Si la contestation actuelle des Hongkongais est en partie dirigée contre les Chinois du continent, quand Lee quitte Hongkong pour les États-Unis en 1959, il quitte une colonie britannique, pas une « colonie » chinoise en Chine. L’Amérique à qui il va enseigner le kung-fu — sacrilège pour les Chinois déjà installés là-bas, qui vont tenter de l’en empêcher — va constamment le renvoyer à sa condition d’Asiatique, mais il nourrit à l’époque des rancunes plus anciennes, plus tenaces : contre le colonisateur britannique (depuis la seconde guerre de l’opium, 1856-1860), mais aussi contre l’occupant japonais dès avant la seconde guerre mondiale. Une scène célèbre de La fureur de vaincre (1972) en garde la trace, qui voit Lee pulvériser un panneau « Interdit aux chiens et aux Chinois » à l’entrée d’un jardin public de Shanghai. Chinois, il va le rester à Hollywood. Mais aussi y triompher, post-mortem, comme la première star non-blanche, dans la toute première co-production de l’histoire entre Hongkong et Hollywood.
« L’accumulation des souffrances muettes, le battement volcanique de son pouls, ses gestes inédits, son cri enfin, sa plastique ou l’invention d’un style de combat — Jeet Kune Do — qui fond plusieurs techniques en une seule et refuse la séparation, plus qu’un discours rendu inutile, qualifient avant tout Bruce Lee en tant qu’être politique, résume le critique de cinéma Bernard Benoliel, dans l’essai qu’il consacre au film, sorti en 1973, quelques jours après la mort de Lee, officiellement d’un œdème cérébral ; l’avènement de sa présence en appelle sur le champ à une révolution contre un certain ordre du monde, celui qui veut, selon une distribution jugée immuable, que certains aient droit au cadre et d’autres non. Bruce Lee est (un principe, une pulsion) révolutionnaire, un exemple d’insurrection — en contradiction avec son désir d’intégration et même en révolte contre lui. »
Alors : Bruce Lee était-il de gauche ? On a vu qu’on pouvait faire une lecture de gauche de sa vie et de son œuvre. À lire ses quelques écrits théoriques, difficile cependant d’en faire un théoricien des luttes (3). Dans ses textes n’apparaît jamais le terme « capitalisme », rarement le mot « société », ou « social ». Très souvent en revanche, l’idée de croire en soi et de travailler dur, d’être fidèle à soi-même — un discours très compatible avec le discours néolibéral. Ne lui en demandons pas trop. L’homme n’est pas l’œuvre. Le personnage qu’il joue, l’histoire qu’il raconte, et le contexte de sortie de ses films sont ce qui compte : or il y a là un élan libérateur. Ou pour le dire dans les termes de Benoliel : « Ce qui se joue vraiment ne se trouve pas à l’image, mais se voit dans l’image. » (4)

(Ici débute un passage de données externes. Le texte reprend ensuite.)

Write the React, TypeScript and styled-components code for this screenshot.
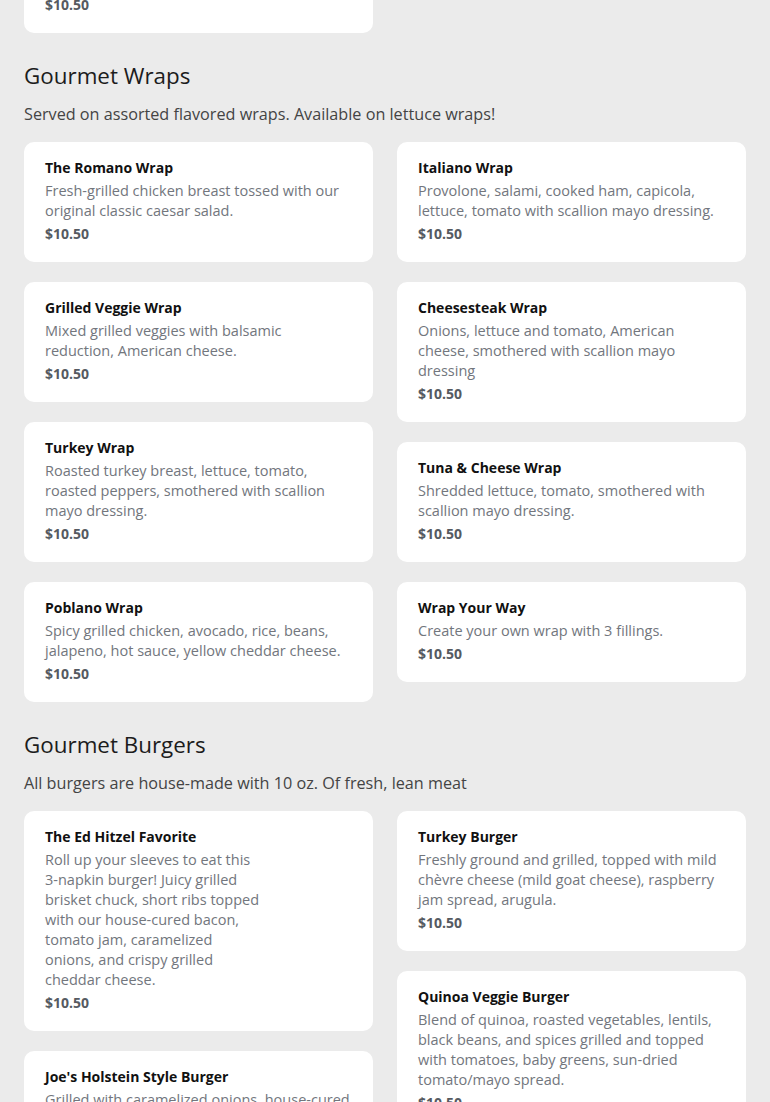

Du reste, son adage « be water » (5) appelle au moins deux significations qui entrent en contradiction. « Être comme l’eau » peut très bien se lire comme une injonction à s’adapter aux structures. Être comme l’eau, c’est se couler dans n’importe quel contenant, n’importe quelle tasse, mais aussi n’importe quelle institution, n’importe quelle nasse. Ce qui convient parfaitement à l’individu moderne, évoluant dans cette société liquide théorisée par Zygmunt Bauman, noyé par la société de consommation, dans l’infini des marchandises et des styles disponibles. Être comme l’eau c’est être individuellement capable de faire face à toutes les situations, même les plus humiliantes, pour faire son trou, coûte que coûte. C’est un esprit très start-up nation. Très héroïque, paraît-il.
Mais « être comme l’eau » c’est aussi faire preuve d’une résistance souple, épousant la force de l’adversaire pour mieux la retourner contre lui. C’est en ce sens que la maxime est convoquée ces temps-ci à Hongkong, et c’est probablement le sens que lui donnait Lee. Les invitations à être « fort comme la glace, couler comme l’eau, se rassembler comme la rosée et se disperser comme le brouillard » font d’agréables préceptes pour des manifestants qui n’ont que leur corps — « l’arme du pauvre », comme Lee avait coutume de dire — à opposer aux forces de l’ordre.
Post-scriptum
Si l’on cherche malgré tout une philosophie politique qui emprunte au kung-fu, conçu comme un art (martial ou non) supérieurement exercé, un art de la synthèse, dont on pourrait dériver des leçons pour l’action collective, on se tournera donc plutôt vers le sinologue et philosophe Jean-François Billeter (voir notamment les passages sur le ts’i dans Notes sur Tchouang-Tseu et la philosophie et ses Esquisses, deux ouvrages parus chez Allia en 2010 et 2016).